College Algebra (10th Edition)

The solution set is $\left\{\frac{1}{2}, \frac{3}{2}\right\}$.
Distribute $2$ to obtain: $4u^2-8u+3=0$ RECALL: A quadratic trinomial $ax^2+bx+c$ may be factored if there are integers $d$ and $e$ such that $de = ac$ and $d+e =b$ If such integers exist, then $ax^2+bx + c = ax^2+dx + ex + c$, and may be factored by grouping.

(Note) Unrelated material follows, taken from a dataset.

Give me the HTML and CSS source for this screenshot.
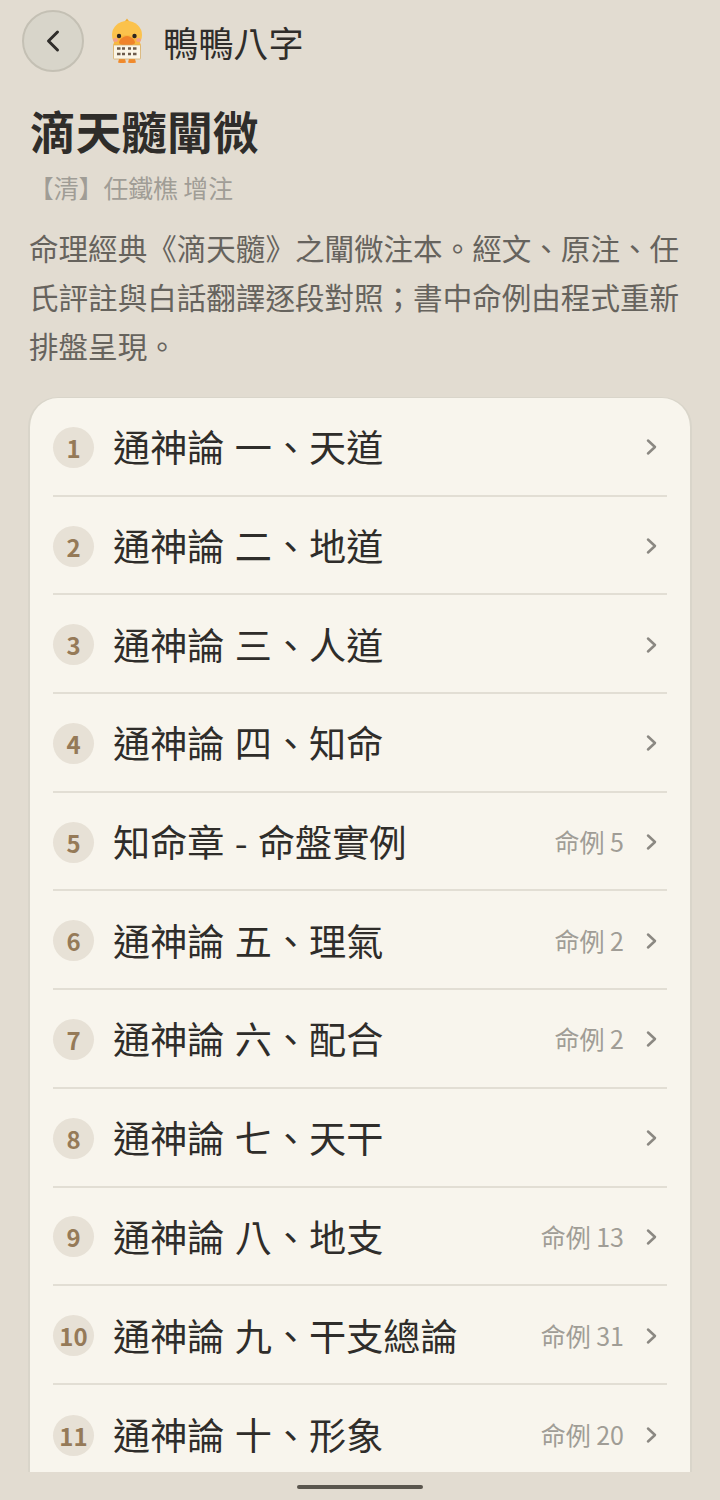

The trinomial in the equation has $a=4$, $b=-8$, and $c=3$. Thus, $ac = 4(3) = 12$ Note that $12=-6(-2)$ and $-8 = (-6)+(-2)$ This means that $d=-6$ and $e=-2$. Rewrite the middle term of the trinomial as $-6u$ +$(-2u)$ to obtain: $4u^2-8u+3 = 0 \\4u^2+(-6u)+(-2u)+3 = 0 \\4u^2-6u+(-2u) +3=0$ Regroup then factor out the GCF in each group to obtain: $(4u^2-6u)+(-2u+3)=0 \\2u(2u-3) +(-1)(2u-3)=0$ Factor out $2u-3$ to obtain: $(2u-3)(2u-1)=0$ Use the Zero-Product Property by equating each factor to zero then solving each equation to obtain: $\begin{array}{ccc} &2u-3=0 &\text{ or } &2u-1=0 \\&2u=3 &\text{ or } &2u=1 \\&u=\frac{3}{2} &\text{ or } &u=\frac{1}{2} \end{array}$ Therefore the solution set is $\left\{\frac{1}{2}, \frac{3}{2}\right\}$.